Ensure that permissions are enabled for that drive in the Get Info window, and change the ownership of it to your account even if it seems to be your account already.


If a folder is owned by UID 99, any non-root user who checks the permissions on it will appear to be the owner. If someone checks its ownership as root, they'll see what it really is.


(66046)

Apr 28, 2012 8:08 PM in response to Niel

Ignore ownership on this volume was checked! I uncheck it. I think that is what you are reffering to.


That drive is owned by the admin user, which is me and the group is staff.


(I have tested with 'test' user which had its home folder on the same ext. drive as the admin)


I am going to reboot and see what happens.

Apr 28, 2012 9:00 PM in response to vxc342

  • I uncheck 'ignore ownership on this volume', myExtHD
  • ran 'chown me:staff myExtHD' that left subfolders to be owned by UID 99
  • ran 'chown -R me:staff myExtHD', that failed for some files like thrash. It changed the owner for Documents for example, but Movies folder was left to be owned by UID 99
  • I tried resetpassword command: http://osxdaily.com/2011/11/15/repair-user-permissions-in-mac-os-x-lion/

But myExtHD did not show up in the list.


Any help is appreciated....

Apr 29, 2012 10:52 AM in response to vxc342

vxc342 wrote:


Are you sure? Would you not need admin credentials to change the permissions to see the private files?

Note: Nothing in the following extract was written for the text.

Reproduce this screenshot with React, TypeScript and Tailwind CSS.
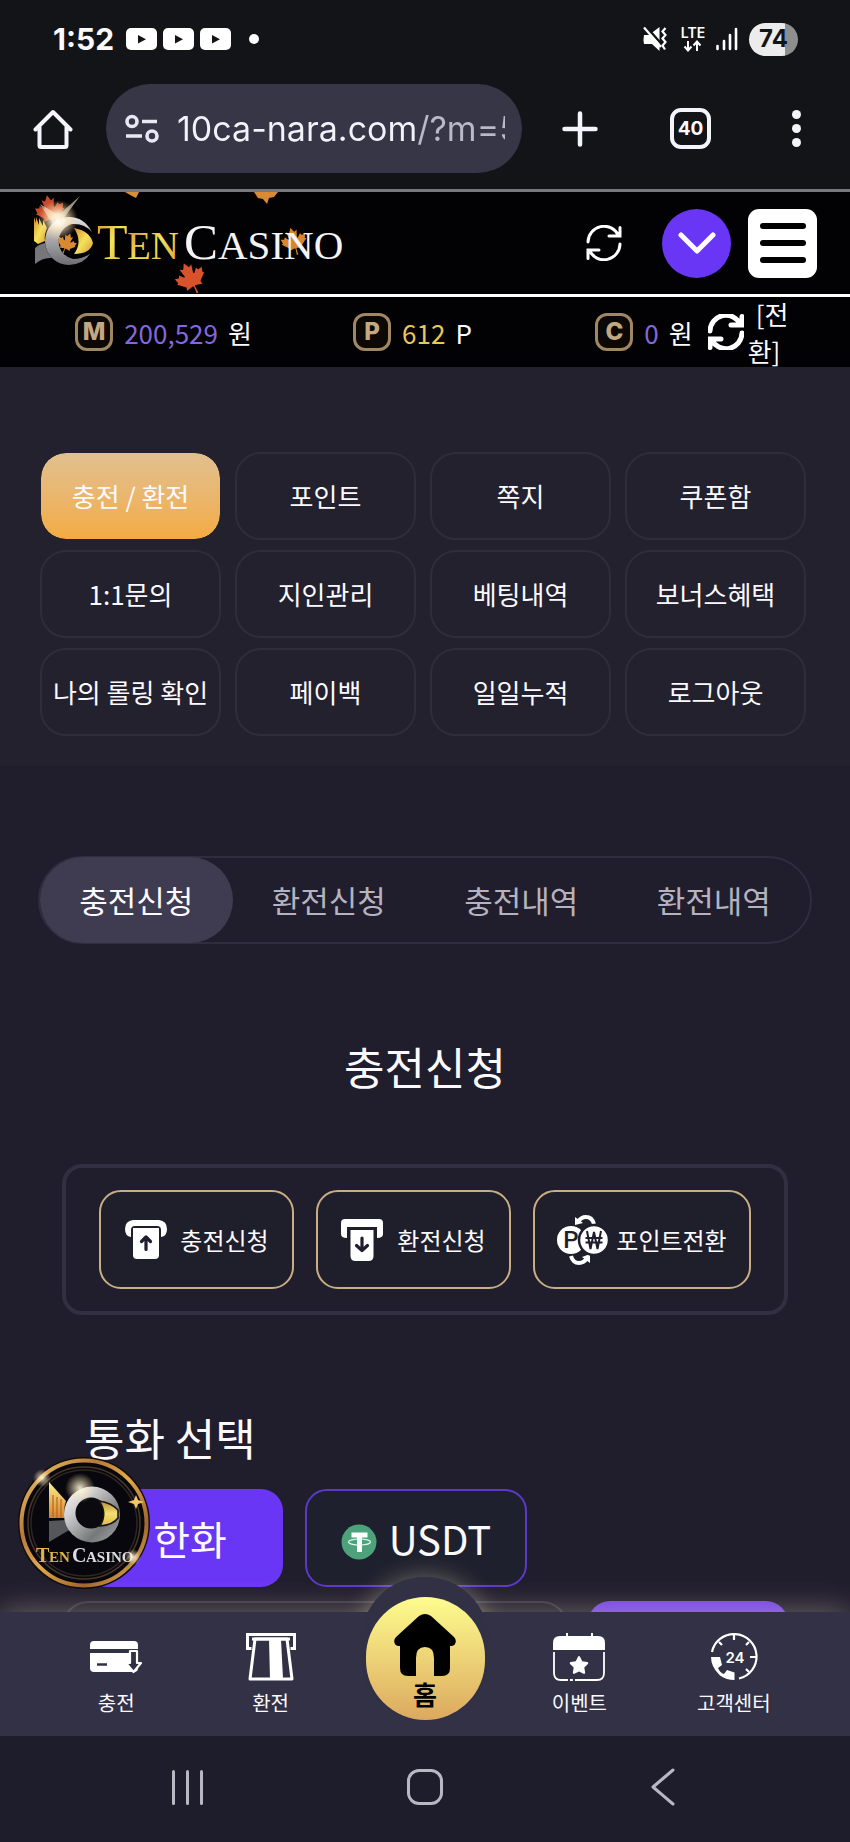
import React, { useState } from "react";
import { FaCanadianMapleLeaf, FaStar } from "react-icons/fa";

const menuItems = [
  "충전 / 환전",
  "포인트",
  "쪽지",
  "쿠폰함",
  "1:1문의",
  "지인관리",
  "베팅내역",
  "보너스혜택",
  "나의 롤링 확인",
  "페이백",
  "일일누적",
  "로그아웃",
];

const tabs = ["충전신청", "환전신청", "충전내역", "환전내역"];

const YoutubeIcon = () => (
  <svg width="31" height="22" viewBox="0 0 31 22">
    <rect width="31" height="22" rx="5" fill="#fff" />
    <path d="M12 7l8 4.300-8 4.300z" fill="#131418" />
  </svg>
);

const SyncIcon = ({ stroke }: { stroke: number }) => (
  <svg className="shrink-0" width="36" height="36" viewBox="0 0 36 36" fill="none" stroke="#fff" strokeWidth={stroke} strokeLinecap="round">
    <path d="M2 17A16 16 0 0 1 32.500 10.500M34 2.500v8.500h-11" />
    <path d="M34 19A16 16 0 0 1 3.500 25.500M2 33.500v-8.500h11" />
  </svg>
);

const StatusBar = () => (
  <div className="flex h-[84px] items-center justify-between pr-[52px] pb-[6px] pl-[53px]">
    <div className="flex items-center gap-[6px]">
      <span className="mr-[6px] font-['Inter'] text-[30px] leading-8 font-bold">1:52</span>
      <YoutubeIcon />
      <YoutubeIcon />
      <YoutubeIcon />
      <span className="ml-3 h-[10px] w-[10px] rounded-full bg-white" />
    </div>
    <div className="flex items-center">
      <svg width="25" height="26" viewBox="0 0 25 26">
        <path d="M1 9h5l10.500-8v24L9 18H1q-1-4.500 0-9z" fill="#fff" />
        <path d="M2.500 0L22 22" stroke="#131418" strokeWidth="2.500" />
        <path d="M1 1.500L18 21" stroke="#fff" strokeWidth="2.200" />
        <path d="M22.500 2l-3 3.500 3 3.500-3 3.500 3 3.500-3 3.500 2.500 4" stroke="#fff" strokeWidth="2.200" fill="none" />
      </svg>
      <svg className="ml-3" width="26" height="28" viewBox="0 0 26 28">
        <text x="13" y="13" textAnchor="middle" fontFamily="Inter" fontWeight="600" fontSize="14" fill="#fff">LTE</text>
        <path d="M8 16v9M4.500 21.500L8 25.500l3.500-4M17 26v-9.500M13.500 20.500l3.500-4 3.500 4" stroke="#fff" strokeWidth="2" fill="none" />
      </svg>
      <svg className="ml-[10px]" width="22" height="24" viewBox="0 0 22 24" stroke="#fff" strokeWidth="2.600" strokeLinecap="round">
        <path d="M1.500 19v3M8 14v8M14 8v14M20 2v20" />
      </svg>
      <span className="ml-[11px] flex h-[33px] w-[49px] items-center justify-center rounded-full bg-[linear-gradient(90deg,#ececec_74%,#8e8e8e_74%)] font-['Inter'] text-2xl leading-none font-bold text-[#131418]">
        74
      </span>
    </div>
  </div>
);

const AddressBar = () => (
  <div className="flex items-center pr-9 pb-4 pl-[33px]">
    <button aria-label="Home">
      <svg width="40" height="40" viewBox="0 0 40 40" fill="none" stroke="#f5f4fc" strokeWidth="4" strokeLinejoin="round" strokeLinecap="round">
        <path d="M2.500 20.500L20 3l17.500 17.500M6.500 18v18.500q0 1.500 1.500 1.500h24q1.500 0 1.500-1.500V18" />
      </svg>
    </button>
    <div className="ml-[33px] flex h-[89px] flex-1 items-center rounded-full bg-[#373646] pr-[17px] pl-[19px]">
      <svg className="shrink-0" width="34" height="30" viewBox="0 0 34 30" fill="none" stroke="#e8e7f4" strokeWidth="3.600">
        <circle cx="7" cy="7.500" r="5" />
        <circle cx="27" cy="22" r="5" />
        <path d="M17 7.500h15M1 22h16" />
      </svg>
      <input
        type="text"
        aria-label="Address"
        defaultValue="10ca-nara.com/?m=5"
        className="ml-[18px] h-12 w-full min-w-0 bg-[linear-gradient(90deg,#f3f2fb_240px,#bab8cb_240px)] bg-clip-text font-['Inter'] text-[34px] text-transparent outline-none"
      />
    </div>
    <button aria-label="New tab" className="ml-10">
      <svg width="36" height="36" viewBox="0 0 36 36" stroke="#f5f4fc" strokeWidth="4.500" strokeLinecap="round">
        <path d="M18 2.500v31M2.500 18h31" />
      </svg>
    </button>
    <button className="ml-[72px] flex h-[41px] w-[41px] items-center justify-center rounded-[11px] border-4 border-[#f5f4fc] font-['Inter'] text-[19px] leading-none font-bold">
      40
    </button>
    <button aria-label="Menu" className="ml-[67px] flex w-9 flex-col items-center gap-[5px]">
      <span className="h-[9px] w-[9px] rounded-full bg-[#f5f4fc]" />
      <span className="h-[9px] w-[9px] rounded-full bg-[#f5f4fc]" />
      <span className="h-[9px] w-[9px] rounded-full bg-[#f5f4fc]" />
    </button>
  </div>
);

const Logo = () => (
  <svg width="350" height="102" viewBox="0 0 350 102" role="img" aria-label="Ten Casino">
    <defs>
      <linearGradient id="gold" x1="0" x2="1" y1="0" y2="1">
        <stop offset="0" stopColor="#d98b2b" />
        <stop offset="0.500" stopColor="#f3e35c" />
        <stop offset="1" stopColor="#dd9a33" />
      </linearGradient>
      <linearGradient id="silver" x1="0" x2="0" y1="0" y2="1">
        <stop offset="0" stopColor="#e4e4e6" />
        <stop offset="0.500" stopColor="#a5a5a9" />
        <stop offset="1" stopColor="#6e6e72" />
      </linearGradient>
      <radialGradient id="flare">
        <stop offset="0" stopColor="#fff" />
        <stop offset="0.300" stopColor="#fff6dd" stopOpacity="0.900" />
        <stop offset="1" stopColor="#ffcf8a" stopOpacity="0" />
      </radialGradient>
    </defs>
    <g transform="rotate(-12 50 18)">
      <FaCanadianMapleLeaf x="34" y="3" size={32} color="#c8492a" />
    </g>
    <path d="M34 25l2 6v-6l3 8v-7l4 8v-6l4 8q-3 7-2 13l-7 3-4-3z" fill="url(#gold)" />
    <path d="M35 56q4-4 10-5 1 9 7 15-9-1-17 6z" fill="#77777b" />
    <path d="M92 40Q84 25 69 25A24 24 0 0 0 69 73Q84 72 90 62Q82 67 73 67A18 18 0 0 1 72 32Q84 31 92 40z" fill="url(#silver)" />
    <path d="M74 36q16 3 19 15-3 11-19 11 9-12 0-26z" fill="url(#gold)" />
    <g transform="rotate(20 67 52)">
      <FaCanadianMapleLeaf x="56" y="41" size={21} color="#d88a30" />
    </g>
    <circle cx="58" cy="28" r="20" fill="url(#flare)" />
    <path d="M55 26L80 4 61 30zM50 28L40 12 60 24z" fill="#ffeecb" opacity="0.600" />
    <path d="M125 0h14l-3 6-4-2z" fill="#d98f35" />
    <path d="M254 0h24l-4 5-5 1-2 6-4-5-5-1z" fill="#d98a35" />
    <g fontFamily="'Liberation Serif', serif">
      <text x="97" y="67" fontSize="50" fill="url(#gold)">T</text>
      <text x="127" y="67" fontSize="39" fill="url(#gold)">EN</text>
      <text x="184" y="67" fontSize="51" fill="#f4f4f6">C</text>
    </g>
    <g transform="rotate(-15 295 49)">
      <FaCanadianMapleLeaf x="280" y="35" size={28} color="#d8852b" />
    </g>
    <text x="218" y="67" fontSize="41" fill="#f4f4f6" fontFamily="'Liberation Serif', serif">ASINO</text>
    <g transform="rotate(-25 190 86)">
      <FaCanadianMapleLeaf x="174" y="70" size={33} color="#d8532b" />
    </g>
  </svg>
);

const Coin = ({ letter }: { letter: string }) => (
  <span className="flex h-[38px] w-[38px] items-center justify-center rounded-xl border-[3px] border-[#a08763] bg-[#0b0805] font-['Inter'] text-2xl leading-none font-extrabold text-[#c3a882]">
    {letter}
  </span>
);

const SiteHeader = () => (
  <header className="border-t-[3px] border-[#78767e] bg-[#020104]">
    <div className="flex h-[105px] items-center border-b-[3px] border-white pr-[33px]">
      <a href="#home">
        <Logo />
      </a>
      <button aria-label="Refresh" className="ml-auto">
        <SyncIcon stroke={3} />
      </button>
      <button aria-label="Open wallet" className="ml-10 flex h-[69px] w-[69px] items-center justify-center rounded-full bg-[#6a36f5]">
        <svg width="38" height="22" viewBox="0 0 38 22" fill="none" stroke="#fff" strokeWidth="5" strokeLinecap="round" strokeLinejoin="round">
          <path d="M3 3l16 16L35 3" />
        </svg>
      </button>
      <button aria-label="Open menu" className="ml-[17px] flex h-[69px] w-[69px] flex-col items-center justify-center gap-[11px] rounded-[11px] bg-white">
        <span className="h-[6px] w-[46px] rounded-full bg-black" />
        <span className="h-[6px] w-[46px] rounded-full bg-black" />
        <span className="h-[6px] w-[46px] rounded-full bg-black" />
      </button>
    </div>
    <div className="flex h-[70px] items-center pl-[39px] text-[26px]">
      <div className="flex flex-[249] items-center justify-center gap-[11px]">
        <Coin letter="M" />
        <p className="flex gap-[10px]"><span className="text-[#8467dc]">200,529</span>원</p>
      </div>
      <div className="flex flex-[249] items-center justify-center gap-[11px]">
        <Coin letter="P" />
        <p className="flex gap-[10px]"><span className="text-[#ecc65c]">612</span>P</p>
      </div>
      <div className="flex flex-[313] items-center justify-center gap-[11px]">
        <Coin letter="C" />
        <p className="flex gap-[10px]"><span className="text-[#8467dc]">0</span>원</p>
        <button className="ml-1 flex items-center gap-1 text-left leading-[37px]">
          <SyncIcon stroke={5} />
          <span className="w-11 indent-2">
            [전
            <br />
            환]
          </span>
        </button>
      </div>
    </div>
  </header>
);

const DepositIcon = () => (
  <svg width="44" height="40" viewBox="0 0 44 40">
    <path d="M9 0h26q8 1 8 9 0 7-6 8v-7q0-4-4-4H11q-4 0-4 4v7q-6-1-6-8 0-8 8-9z" fill="#fff" />
    <path d="M9 8h26v27q0 4-4 4H13q-4 0-4-4z" fill="#fff" />
    <path d="M22 29.500V18M17.500 21.500L22 17l4.500 4.500" stroke="#201d2d" strokeWidth="3.200" strokeLinecap="round" strokeLinejoin="round" fill="none" />
  </svg>
);

const WithdrawIcon = () => (
  <svg width="44" height="42" viewBox="0 0 44 42">
    <path d="M4 0h34q4 0 4 4v11q0 4-6 4V8H6v11q-6 0-6-4V4q0-4 4-4z" fill="#fff" />
    <path d="M9.500 11h23v26q0 5-5 5h-13q-5 0-5-5z" fill="#fff" />
    <path d="M21 19v12M15.500 26.500L21 31.500l5.500-5" stroke="#201d2d" strokeWidth="3.200" strokeLinecap="round" strokeLinejoin="round" fill="none" />
  </svg>
);

const ExchangeIcon = () => (
  <svg width="51" height="52" viewBox="0 0 51 52">
    <path d="M37 10q-2-7-8-7-5 0-8 5" stroke="#fff" strokeWidth="4" fill="none" />
    <path d="M18 3v8l8-2z" fill="#fff" />
    <path d="M14 42q2 7 8 7 5 0 8-5" stroke="#fff" strokeWidth="4" fill="none" />
    <path d="M33 49v-9l-8 3z" fill="#fff" />
    <circle cx="14" cy="26" r="14" fill="#fff" />
    <text x="14" y="34" textAnchor="middle" fontFamily="Roboto" fontSize="24" fontWeight="500" fill="#201d2d">P</text>
    <circle cx="37" cy="26" r="15" fill="#fff" stroke="#201d2d" strokeWidth="2.500" />
    <path d="M30 17l3.500 18L37 18l3.500 17L44 17M28.500 24h17M28.500 28.500h17" stroke="#201d2d" strokeWidth="2" fill="none" />
  </svg>
);

const ActionButtons = () => (
  <div className="mx-[62px] mt-[66px] flex gap-[22px] rounded-[20px] border-4 border-[#322f40] px-[33px] py-[22px] text-2xl">
    <button className="flex h-[99px] flex-1 items-center justify-center gap-3 rounded-[22px] border-2 border-[#c9ae85] bg-[#1f1f2c]">
      <DepositIcon />
      충전신청
    </button>
    <button className="flex h-[99px] flex-1 items-center justify-center gap-3 rounded-[22px] border-2 border-[#c9ae85] bg-[#1f1f2c]">
      <WithdrawIcon />
      환전신청
    </button>
    <button className="flex h-[99px] w-[218px] items-center justify-center gap-2 rounded-[22px] border-2 border-[#c9ae85] bg-[#1f1f2c]">
      <ExchangeIcon />
      포인트전환
    </button>
  </div>
);

const TetherIcon = () => (
  <svg width="36" height="36" viewBox="0 0 36 36">
    <circle cx="18" cy="18" r="17.500" fill="#4ea27b" />
    <path d="M10.500 8.500h16v5h-5.500v14.500h-5V13.500h-5.500z" fill="#fff" />
    <ellipse cx="18.500" cy="18" rx="11" ry="3" fill="none" stroke="#e4f4ec" strokeWidth="1.200" />
  </svg>
);

const FloatingLogo = () => (
  <svg width="132" height="132" viewBox="0 0 132 132" role="img" aria-label="Ten Casino">
    <defs>
      <linearGradient id="ring" x1="0" x2="1" y1="0" y2="1">
        <stop offset="0" stopColor="#f6d469" />
        <stop offset="0.300" stopColor="#b8783a" />
        <stop offset="0.500" stopColor="#e2a948" />
        <stop offset="0.750" stopColor="#a0662c" />
        <stop offset="1" stopColor="#f1c15c" />
      </linearGradient>
      <linearGradient id="ball" x1="0" x2="1" y1="0" y2="1">
        <stop offset="0" stopColor="#fff" />
        <stop offset="0.300" stopColor="#cfcfd0" />
        <stop offset="0.700" stopColor="#77787a" />
        <stop offset="1" stopColor="#a9a9ab" />
      </linearGradient>
      <linearGradient id="bars" x1="0" x2="0" y1="0" y2="1">
        <stop offset="0" stopColor="#fbf090" />
        <stop offset="1" stopColor="#d9822b" />
      </linearGradient>
      <linearGradient id="lens" x1="0" x2="0" y1="0" y2="1">
        <stop offset="0" stopColor="#b98a35" />
        <stop offset="0.500" stopColor="#f4df72" />
        <stop offset="1" stopColor="#e2b84c" />
      </linearGradient>
      <radialGradient id="spark">
        <stop offset="0" stopColor="#fffbe8" stopOpacity="0.900" />
        <stop offset="1" stopColor="#ffe3a0" stopOpacity="0" />
      </radialGradient>
    </defs>
    <circle cx="66" cy="66" r="66" fill="#120d0c" />
    <circle cx="66" cy="66" r="62.500" fill="#07070d" stroke="url(#ring)" strokeWidth="4" />
    <circle cx="66" cy="66" r="56" fill="none" stroke="#46372a" strokeWidth="1.500" />
    <circle cx="66" cy="66" r="53" fill="none" stroke="#2e2620" strokeWidth="1.500" />
    <path d="M31 25l17 19q-3 8-1 17H31z" fill="url(#bars)" />
    <path d="M35 38v22M39 40v21M43 42v19" stroke="#b5671f" strokeWidth="1.200" />
    <path d="M31 64l17-1q2 6 5 9L31 85z" fill="#55575a" />
    <circle cx="74" cy="57.500" r="28" fill="url(#ball)" />
    <circle cx="73" cy="56" r="15.500" fill="#0a0a0f" />
    <path d="M81 44q13 2 19 9v8q-5 7-18 8 8-13-1-25z" fill="url(#lens)" stroke="#17150f" strokeWidth="1.500" />
    <circle cx="62" cy="31" r="15" fill="url(#spark)" />
    <circle cx="24" cy="21" r="9" fill="url(#spark)" />
    <path d="M118 38l2 5 6 2-6 2-2 5-2-5-6-2 6-2z" fill="#f3c768" />
    <g fontFamily="'Liberation Serif', serif" fontWeight="700">
      <text x="18" y="105" fontSize="20" fill="#e0b447">T</text>
      <text x="31" y="105" fontSize="15" fill="#e0b447">EN</text>
      <text x="54" y="105" fontSize="20" fill="#dcdde2">C</text>
      <text x="68" y="105" fontSize="15" fill="#dcdde2">ASINO</text>
    </g>
    <circle cx="115" cy="100" r="8" fill="url(#spark)" />
  </svg>
);

const CardIcon = () => (
  <svg width="52" height="48" viewBox="0 0 52 48">
    <path d="M4 8h40q4 0 4 4v4H0v-4q0-4 4-4z" fill="#fff" />
    <path d="M0 20h48v15q0 4-4 4H4q-4 0-4-4z" fill="#fff" />
    <path d="M7 31.500h10" stroke="#323045" strokeWidth="2.500" />
    <path d="M40 18h7v12h4l-7.500 9-7.500-9h4z" fill="#323045" stroke="#fff" strokeWidth="2.200" strokeLinejoin="round" />
  </svg>
);

const AtmIcon = () => (
  <svg width="52" height="48" viewBox="0 0 52 48" fill="none" stroke="#fff" strokeWidth="3">
    <path d="M6.500 15.500h-4v-14h47v14h-4" />
    <path d="M10 6h32l5 40H5z" strokeLinejoin="round" fill="#323045" />
    <path d="M24 6h12l2 40H25z" fill="#fff" stroke="none" />
    <path d="M7 6h38" />
  </svg>
);

const CalendarIcon = () => (
  <svg width="52" height="48" viewBox="0 0 52 48">
    <path d="M14 0v5M39 0v5" stroke="#fff" strokeWidth="2" />
    <path d="M7 3h38q7 0 7 7v7H0v-7q0-7 7-7z" fill="#fff" />
    <path d="M1 19v21q0 7 7 7h36q7 0 7-7V19" stroke="#fff" strokeWidth="1.800" fill="none" strokeDasharray="39 2 3 2 200" />
    <FaStar x="16" y="22" size={20} color="#fff" />
  </svg>
);

const SupportIcon = () => (
  <svg width="52" height="48" viewBox="0 0 52 48">
    <path d="M4 19A22.500 22.500 0 1 1 31 45.500" stroke="#fff" strokeWidth="2.200" fill="none" />
    <path d="M26 1v6M11 9l3 3M41 9l-3 3M49 24h-7M41 39l-3-3" stroke="#fff" strokeWidth="2.200" />
    <text x="27" y="30" textAnchor="middle" fontFamily="Inter" fontSize="15" fontWeight="600" fill="#fff">24</text>
    <path d="M3 24h9l2 8-4 3q2 5 6 6l3-4 7.500 2.500v7.500q-8 0-14.500-4.500Q3 34 3 24z" fill="#fff" />
  </svg>
);

const NavItem = ({ icon, label }: { icon: React.ReactNode; label: string }) => (
  <a href="#nav" className="flex flex-1 flex-col items-center gap-2 pt-[21px] text-xl leading-7">
    {icon}
    {label}
  </a>
);

const BottomBar = () => (
  <footer className="fixed inset-x-0 bottom-0">
    <div className="relative">
      <div className="absolute inset-0 shadow-[0_0_30px_rgba(240,228,195,0.4)]" />
      <div className="absolute -top-[35px] left-1/2 h-32 w-32 -translate-x-1/2 rounded-full bg-[#323045] shadow-[0_0_24px_rgba(240,228,195,0.4)]" />
      <nav className="relative flex h-[124px] bg-[#323145] px-[39px]">
        <NavItem icon={<CardIcon />} label="충전" />
        <NavItem icon={<AtmIcon />} label="환전" />
        <div className="flex flex-1 justify-center">
          <a href="#home" className="relative -mt-[35px] flex h-36 w-32 flex-col items-center rounded-full bg-[#323045] pt-5">
            <span className="flex h-[123px] w-[119px] shrink-0 flex-col items-center rounded-full bg-linear-to-b from-[#fdfd8f] to-[#dba95f] pt-[17px] text-[26px] leading-9 font-bold text-black">
              <svg width="62" height="62" viewBox="0 0 62 62">
                <path d="M25 2q6-4 12 0l23 21q3 3 1 7-1 2-5 2v22q0 8-8 8h-8V44q0-11-9-11t-9 11v18h-8q-8 0-8-8V32q-4 0-5-2-2-4 1-7z" />
              </svg>
              홈
            </span>
          </a>
        </div>
        <NavItem icon={<CalendarIcon />} label="이벤트" />
        <NavItem icon={<SupportIcon />} label="고객센터" />
      </nav>
    </div>
    <div className="relative flex h-[106px] items-center bg-[#1e1d2c] px-[68px] pb-1">
      <button aria-label="Recent apps" className="flex flex-1 justify-center gap-[11px]">
        <span className="h-[35px] w-[3px] rounded-full bg-[#b9b8c2]" />
        <span className="h-[35px] w-[3px] rounded-full bg-[#b9b8c2]" />
        <span className="h-[35px] w-[3px] rounded-full bg-[#b9b8c2]" />
      </button>
      <button aria-label="System home" className="flex flex-1 justify-center">
        <span className="h-9 w-9 rounded-xl border-[3px] border-[#b9b8c2]" />
      </button>
      <button aria-label="Back" className="flex flex-1 justify-center">
        <svg width="24" height="38" viewBox="0 0 24 38" fill="none" stroke="#b9b8c2" strokeWidth="3" strokeLinecap="round" strokeLinejoin="round">
          <path d="M22 2L2 19l20 17" />
        </svg>
      </button>
    </div>
  </footer>
);

const App: React.FC = () => {
  const [activeMenu, setActiveMenu] = useState(0);
  const [activeTab, setActiveTab] = useState(0);

  return (
    <div className="min-h-screen overflow-hidden bg-[#201d2d] font-['Noto_Sans_CJK_KR',sans-serif] text-[#fbfaff]">
      <div className="bg-[#131418]">
        <StatusBar />
        <AddressBar />
      </div>
      <SiteHeader />

      <section className="grid grid-cols-4 gap-x-[14px] gap-y-[10px] bg-[#23212e] pt-[85px] pr-11 pb-[30px] pl-10">
        {menuItems.map((item, i) => (
          <button
            key={item}
            onClick={() => setActiveMenu(i)}
            className={
              i === activeMenu
                ? "h-[88px] rounded-[26px] border border-[#23212e] bg-linear-to-b from-[#e1c08f] to-[#f3ab41] bg-clip-padding pb-[2px] text-[26px] whitespace-nowrap"
                : "h-[88px] rounded-[26px] border-2 border-[#2f2d3b] pb-[2px] text-[26px] whitespace-nowrap"
            }
          >
            {item}
          </button>
        ))}
      </section>

      <main>
        <div className="mx-[38px] mt-[90px] flex h-[88px] rounded-full border-2 border-[#302d3e]">
          {tabs.map((tab, i) => (
            <button
              key={tab}
              onClick={() => setActiveTab(i)}
              className={
                i === activeTab
                  ? "-my-px flex-1 rounded-full bg-[#3f3b50] text-[31px]"
                  : "-my-px flex-1 text-[31px] text-[#b5b3bf]"
              }
            >
              {tab}
            </button>
          ))}
        </div>

        <h1 className="mt-[90px] text-center text-[44px] leading-[64px]">충전신청</h1>
        <ActionButtons />

        <section className="mt-[90px] px-[62px]">
          <h2 className="pl-[22px] text-[44px] leading-[64px]">통화 선택</h2>
          <div className="mt-5 flex gap-[22px] pl-[23px] text-[40px]">
            <button className="h-[98px] w-[198px] rounded-[22px] bg-[#6a36f5] pl-3">한화</button>
            <button className="flex h-[98px] w-[222px] items-center justify-center gap-3 rounded-[22px] border-2 border-[#5b39cb] bg-[#1e202d]">
              <span className="pt-2"><TetherIcon /></span>
              USDT
            </button>
          </div>
          <div className="mt-[14px] flex gap-5">
            <input
              type="text"
              aria-label="충전금액"
              className="h-[90px] min-w-0 flex-1 rounded-[26px] border-2 border-[#3a3747] px-6 text-[26px] outline-none"
            />
            <button aria-label="충전신청" className="h-[90px] w-[200px] rounded-[22px] bg-[#7544e6]" />
          </div>
        </section>
      </main>

      <BottomBar />
      <a href="#ten" className="fixed bottom-[253px] left-[18px]">
        <FloatingLogo />
      </a>
    </div>
  );
};

export default App;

Not at all. You can connect an external drive up to any operating system and do whatever you want with it. There is nothing in the drive controller that handles permissions, unless it has specialized software. The computer operating system has to choose to respect the permissions on the drive or not. There is nothing special about the permissions that, in and of themselves, protects the information. They are just flags to the Operating system on how it should make certain files available to certain users.

Apr 29, 2012 11:25 AM in response to vxc342

As long as it stays connected to the original computer, you would need admin credentials to see private files.

That is true for internal drives, since they are assumed to be more-or-less "permanently" connected - the OS will respect the permissions. However, in order for external drives to work you would need to be able to ignore permissions, otherwise I couldn't give someone a disk and have them do anything with the files. Of course, once an internal drive has been removed it now becomes external, and anyone can read it - this is why physical access trumps all security (except encryption).


You might be ble to set the ownership of the drive, as Niel suggested, which should prevent it from being mounted by another user, but I haven't tried that.